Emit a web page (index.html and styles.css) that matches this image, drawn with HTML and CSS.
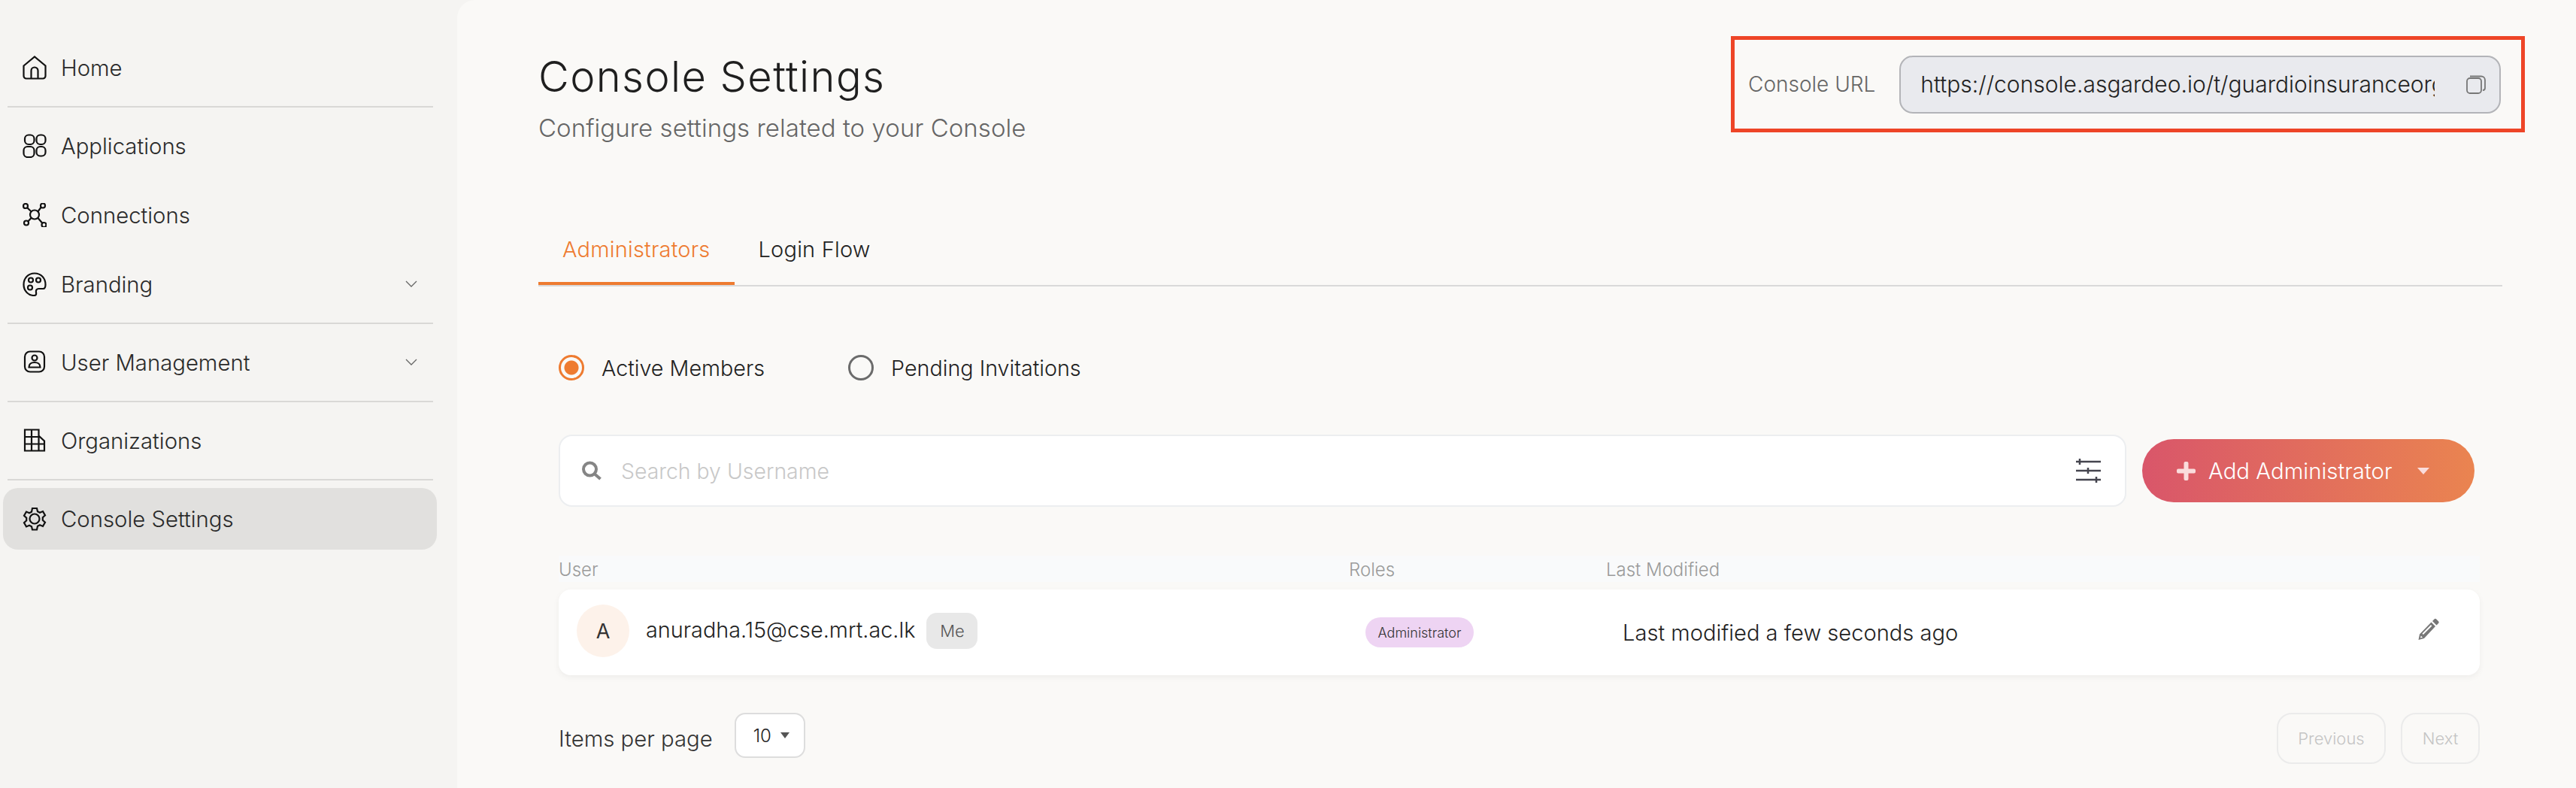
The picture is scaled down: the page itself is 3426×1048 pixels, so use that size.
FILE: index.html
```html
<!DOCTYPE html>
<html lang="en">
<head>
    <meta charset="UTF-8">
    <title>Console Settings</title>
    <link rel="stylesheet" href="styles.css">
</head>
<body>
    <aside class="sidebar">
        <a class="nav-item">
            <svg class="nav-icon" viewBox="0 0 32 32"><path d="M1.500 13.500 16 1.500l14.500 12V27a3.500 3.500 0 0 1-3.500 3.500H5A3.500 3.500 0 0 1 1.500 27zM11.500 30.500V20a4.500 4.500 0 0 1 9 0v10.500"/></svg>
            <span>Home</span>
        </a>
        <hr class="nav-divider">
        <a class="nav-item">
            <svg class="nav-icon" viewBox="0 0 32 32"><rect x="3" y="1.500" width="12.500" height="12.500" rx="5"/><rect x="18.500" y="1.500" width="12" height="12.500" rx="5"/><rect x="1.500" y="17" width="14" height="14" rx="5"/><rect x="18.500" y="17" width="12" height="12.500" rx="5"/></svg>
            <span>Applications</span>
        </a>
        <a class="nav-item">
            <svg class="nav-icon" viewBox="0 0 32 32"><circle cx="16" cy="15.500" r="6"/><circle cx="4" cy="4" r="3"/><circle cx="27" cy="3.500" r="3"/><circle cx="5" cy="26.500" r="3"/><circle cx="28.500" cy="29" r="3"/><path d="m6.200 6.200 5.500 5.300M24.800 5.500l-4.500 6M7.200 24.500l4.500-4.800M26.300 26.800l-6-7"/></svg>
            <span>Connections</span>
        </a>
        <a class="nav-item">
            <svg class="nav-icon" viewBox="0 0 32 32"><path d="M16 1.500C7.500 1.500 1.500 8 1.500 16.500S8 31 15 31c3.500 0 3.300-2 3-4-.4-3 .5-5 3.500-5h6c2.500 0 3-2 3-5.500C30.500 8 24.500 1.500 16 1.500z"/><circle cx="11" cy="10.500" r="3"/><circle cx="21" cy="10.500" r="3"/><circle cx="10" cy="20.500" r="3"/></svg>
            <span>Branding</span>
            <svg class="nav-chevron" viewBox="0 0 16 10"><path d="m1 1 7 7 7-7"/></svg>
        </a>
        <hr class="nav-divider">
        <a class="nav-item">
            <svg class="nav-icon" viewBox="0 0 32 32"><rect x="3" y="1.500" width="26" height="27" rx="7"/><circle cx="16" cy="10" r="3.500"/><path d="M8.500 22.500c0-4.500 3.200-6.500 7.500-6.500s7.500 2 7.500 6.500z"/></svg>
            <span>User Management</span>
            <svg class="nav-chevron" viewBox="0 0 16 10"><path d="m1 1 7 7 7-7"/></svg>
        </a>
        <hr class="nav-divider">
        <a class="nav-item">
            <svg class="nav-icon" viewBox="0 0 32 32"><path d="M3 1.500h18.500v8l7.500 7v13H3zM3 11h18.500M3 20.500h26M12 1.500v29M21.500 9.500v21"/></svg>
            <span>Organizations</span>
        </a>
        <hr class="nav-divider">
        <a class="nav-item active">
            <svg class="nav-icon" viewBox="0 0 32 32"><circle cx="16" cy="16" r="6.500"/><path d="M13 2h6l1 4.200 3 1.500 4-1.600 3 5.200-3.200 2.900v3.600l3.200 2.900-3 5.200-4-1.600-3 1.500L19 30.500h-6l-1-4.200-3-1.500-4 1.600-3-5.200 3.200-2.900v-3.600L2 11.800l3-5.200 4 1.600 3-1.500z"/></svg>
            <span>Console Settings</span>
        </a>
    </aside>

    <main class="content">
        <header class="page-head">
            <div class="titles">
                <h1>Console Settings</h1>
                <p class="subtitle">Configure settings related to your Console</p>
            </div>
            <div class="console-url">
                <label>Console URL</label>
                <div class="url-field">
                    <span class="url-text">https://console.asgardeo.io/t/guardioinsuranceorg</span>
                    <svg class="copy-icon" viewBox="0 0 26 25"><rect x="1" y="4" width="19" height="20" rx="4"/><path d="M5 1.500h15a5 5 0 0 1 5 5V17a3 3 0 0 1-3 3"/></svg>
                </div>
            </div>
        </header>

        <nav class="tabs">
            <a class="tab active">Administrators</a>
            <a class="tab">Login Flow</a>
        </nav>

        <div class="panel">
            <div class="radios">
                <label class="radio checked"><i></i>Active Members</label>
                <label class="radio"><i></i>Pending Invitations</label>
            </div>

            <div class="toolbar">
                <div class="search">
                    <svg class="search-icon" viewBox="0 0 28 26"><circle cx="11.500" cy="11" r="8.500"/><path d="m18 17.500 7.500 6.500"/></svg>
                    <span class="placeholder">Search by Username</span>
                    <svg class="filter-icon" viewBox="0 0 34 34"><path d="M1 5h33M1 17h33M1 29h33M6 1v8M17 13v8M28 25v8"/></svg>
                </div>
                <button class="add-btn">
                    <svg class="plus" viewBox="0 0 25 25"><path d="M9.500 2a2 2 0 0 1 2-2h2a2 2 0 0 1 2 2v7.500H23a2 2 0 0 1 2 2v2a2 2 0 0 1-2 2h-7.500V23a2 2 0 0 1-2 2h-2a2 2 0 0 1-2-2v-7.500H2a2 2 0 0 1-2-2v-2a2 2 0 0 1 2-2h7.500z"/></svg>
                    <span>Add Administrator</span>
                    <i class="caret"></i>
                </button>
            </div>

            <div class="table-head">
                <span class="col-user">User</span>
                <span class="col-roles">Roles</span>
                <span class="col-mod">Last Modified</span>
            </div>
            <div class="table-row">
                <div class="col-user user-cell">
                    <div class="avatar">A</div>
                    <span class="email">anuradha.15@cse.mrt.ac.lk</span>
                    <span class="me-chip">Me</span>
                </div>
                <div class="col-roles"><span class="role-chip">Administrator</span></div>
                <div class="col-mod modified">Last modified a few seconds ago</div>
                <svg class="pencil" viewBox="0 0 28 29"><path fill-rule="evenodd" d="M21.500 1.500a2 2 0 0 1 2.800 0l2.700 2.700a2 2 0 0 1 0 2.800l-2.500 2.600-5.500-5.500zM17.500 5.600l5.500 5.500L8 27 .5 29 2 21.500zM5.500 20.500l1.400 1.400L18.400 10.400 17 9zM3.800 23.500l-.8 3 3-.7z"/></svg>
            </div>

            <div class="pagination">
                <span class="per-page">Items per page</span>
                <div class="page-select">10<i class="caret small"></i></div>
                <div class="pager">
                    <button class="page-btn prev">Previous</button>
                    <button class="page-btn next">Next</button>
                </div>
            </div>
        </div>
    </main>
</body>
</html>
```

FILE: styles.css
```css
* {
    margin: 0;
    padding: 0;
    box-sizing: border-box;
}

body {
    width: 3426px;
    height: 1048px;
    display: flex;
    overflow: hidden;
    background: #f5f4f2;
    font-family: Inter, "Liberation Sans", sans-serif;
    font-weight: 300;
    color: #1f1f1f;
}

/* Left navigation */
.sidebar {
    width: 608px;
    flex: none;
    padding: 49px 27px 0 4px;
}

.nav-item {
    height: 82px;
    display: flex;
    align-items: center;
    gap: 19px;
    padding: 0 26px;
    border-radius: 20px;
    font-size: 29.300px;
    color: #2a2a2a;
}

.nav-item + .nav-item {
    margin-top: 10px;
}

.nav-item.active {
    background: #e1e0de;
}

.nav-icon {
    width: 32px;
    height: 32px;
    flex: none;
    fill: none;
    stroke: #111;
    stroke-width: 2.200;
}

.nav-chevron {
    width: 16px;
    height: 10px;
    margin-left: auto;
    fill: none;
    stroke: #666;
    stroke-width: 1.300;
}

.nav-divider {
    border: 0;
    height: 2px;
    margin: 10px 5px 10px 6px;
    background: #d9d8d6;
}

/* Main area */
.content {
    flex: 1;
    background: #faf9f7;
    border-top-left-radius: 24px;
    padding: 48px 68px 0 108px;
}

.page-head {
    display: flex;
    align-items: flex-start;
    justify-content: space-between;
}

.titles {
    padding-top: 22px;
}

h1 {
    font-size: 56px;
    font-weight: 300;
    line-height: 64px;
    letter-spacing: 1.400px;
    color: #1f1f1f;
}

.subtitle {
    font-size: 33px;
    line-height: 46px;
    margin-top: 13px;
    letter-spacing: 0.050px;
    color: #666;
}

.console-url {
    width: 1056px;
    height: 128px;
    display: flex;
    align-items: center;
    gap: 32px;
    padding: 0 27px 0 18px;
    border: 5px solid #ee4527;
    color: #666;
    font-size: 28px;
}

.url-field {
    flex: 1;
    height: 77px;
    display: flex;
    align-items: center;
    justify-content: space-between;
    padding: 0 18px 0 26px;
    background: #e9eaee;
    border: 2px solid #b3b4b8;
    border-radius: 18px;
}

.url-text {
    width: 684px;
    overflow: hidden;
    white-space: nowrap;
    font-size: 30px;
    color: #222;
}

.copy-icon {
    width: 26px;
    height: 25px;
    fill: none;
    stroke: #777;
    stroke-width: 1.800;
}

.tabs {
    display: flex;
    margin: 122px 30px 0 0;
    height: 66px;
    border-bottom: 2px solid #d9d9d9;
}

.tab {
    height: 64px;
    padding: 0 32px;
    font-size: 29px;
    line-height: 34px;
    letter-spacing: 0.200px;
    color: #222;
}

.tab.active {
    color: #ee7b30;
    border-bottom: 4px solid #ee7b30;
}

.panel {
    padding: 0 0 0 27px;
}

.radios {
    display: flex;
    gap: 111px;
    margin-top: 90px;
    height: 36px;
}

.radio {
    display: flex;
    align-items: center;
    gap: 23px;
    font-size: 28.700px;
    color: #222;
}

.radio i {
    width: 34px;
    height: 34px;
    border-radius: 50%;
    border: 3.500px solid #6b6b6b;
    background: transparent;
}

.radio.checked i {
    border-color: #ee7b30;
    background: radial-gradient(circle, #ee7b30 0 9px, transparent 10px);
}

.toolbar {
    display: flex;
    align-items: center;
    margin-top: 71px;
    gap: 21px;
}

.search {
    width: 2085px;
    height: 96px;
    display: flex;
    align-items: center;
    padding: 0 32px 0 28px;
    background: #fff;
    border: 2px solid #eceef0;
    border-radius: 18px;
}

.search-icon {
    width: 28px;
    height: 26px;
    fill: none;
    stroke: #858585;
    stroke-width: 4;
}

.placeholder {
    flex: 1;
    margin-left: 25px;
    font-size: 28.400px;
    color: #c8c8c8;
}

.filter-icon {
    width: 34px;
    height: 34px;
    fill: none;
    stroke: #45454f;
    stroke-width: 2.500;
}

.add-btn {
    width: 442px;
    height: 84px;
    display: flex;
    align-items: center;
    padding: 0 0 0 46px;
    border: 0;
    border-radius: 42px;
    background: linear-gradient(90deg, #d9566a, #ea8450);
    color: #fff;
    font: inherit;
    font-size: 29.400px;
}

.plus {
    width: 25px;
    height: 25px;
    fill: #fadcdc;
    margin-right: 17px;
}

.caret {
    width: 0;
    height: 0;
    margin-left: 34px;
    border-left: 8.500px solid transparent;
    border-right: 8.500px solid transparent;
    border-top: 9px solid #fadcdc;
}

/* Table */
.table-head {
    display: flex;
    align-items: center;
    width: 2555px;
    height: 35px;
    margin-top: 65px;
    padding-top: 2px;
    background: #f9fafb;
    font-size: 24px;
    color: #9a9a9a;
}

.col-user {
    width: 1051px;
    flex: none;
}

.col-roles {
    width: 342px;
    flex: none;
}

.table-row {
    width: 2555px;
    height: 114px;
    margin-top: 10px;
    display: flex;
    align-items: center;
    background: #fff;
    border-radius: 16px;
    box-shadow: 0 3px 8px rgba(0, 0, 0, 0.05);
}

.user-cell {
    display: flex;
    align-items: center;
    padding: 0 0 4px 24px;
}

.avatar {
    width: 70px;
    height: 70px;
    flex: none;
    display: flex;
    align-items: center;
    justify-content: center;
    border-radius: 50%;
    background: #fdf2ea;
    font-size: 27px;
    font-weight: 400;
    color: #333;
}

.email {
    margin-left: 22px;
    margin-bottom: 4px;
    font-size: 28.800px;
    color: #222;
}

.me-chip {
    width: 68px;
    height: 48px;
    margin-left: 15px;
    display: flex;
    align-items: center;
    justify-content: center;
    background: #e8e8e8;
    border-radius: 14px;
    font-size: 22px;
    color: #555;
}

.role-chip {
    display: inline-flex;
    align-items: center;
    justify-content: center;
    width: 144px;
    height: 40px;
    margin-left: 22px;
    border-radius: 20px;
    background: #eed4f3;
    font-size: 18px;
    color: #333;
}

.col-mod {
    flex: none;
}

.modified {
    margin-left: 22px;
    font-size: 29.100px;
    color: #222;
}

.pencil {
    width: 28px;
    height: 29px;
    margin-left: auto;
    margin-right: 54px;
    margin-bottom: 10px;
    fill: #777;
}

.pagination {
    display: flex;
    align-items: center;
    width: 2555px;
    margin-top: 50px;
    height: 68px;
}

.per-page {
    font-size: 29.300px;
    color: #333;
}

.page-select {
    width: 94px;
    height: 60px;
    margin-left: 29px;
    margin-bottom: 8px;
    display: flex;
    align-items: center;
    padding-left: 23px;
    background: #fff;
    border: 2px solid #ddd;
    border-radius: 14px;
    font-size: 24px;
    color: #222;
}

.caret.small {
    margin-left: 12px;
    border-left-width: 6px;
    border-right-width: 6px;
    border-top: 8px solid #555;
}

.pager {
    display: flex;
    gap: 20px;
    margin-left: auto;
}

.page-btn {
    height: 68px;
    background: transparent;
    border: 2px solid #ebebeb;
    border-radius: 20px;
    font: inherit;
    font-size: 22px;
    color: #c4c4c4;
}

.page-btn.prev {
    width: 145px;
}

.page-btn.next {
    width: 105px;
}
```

━━━

### [The exercise]
Read through the data and copy every line where "that" shows up.

### [Result of the task]
Emit a web page (index.html and styles.css) that matches this image, drawn with HTML and CSS.
The picture is scaled down: the page itself is 3426×1048 pixels, so use that size.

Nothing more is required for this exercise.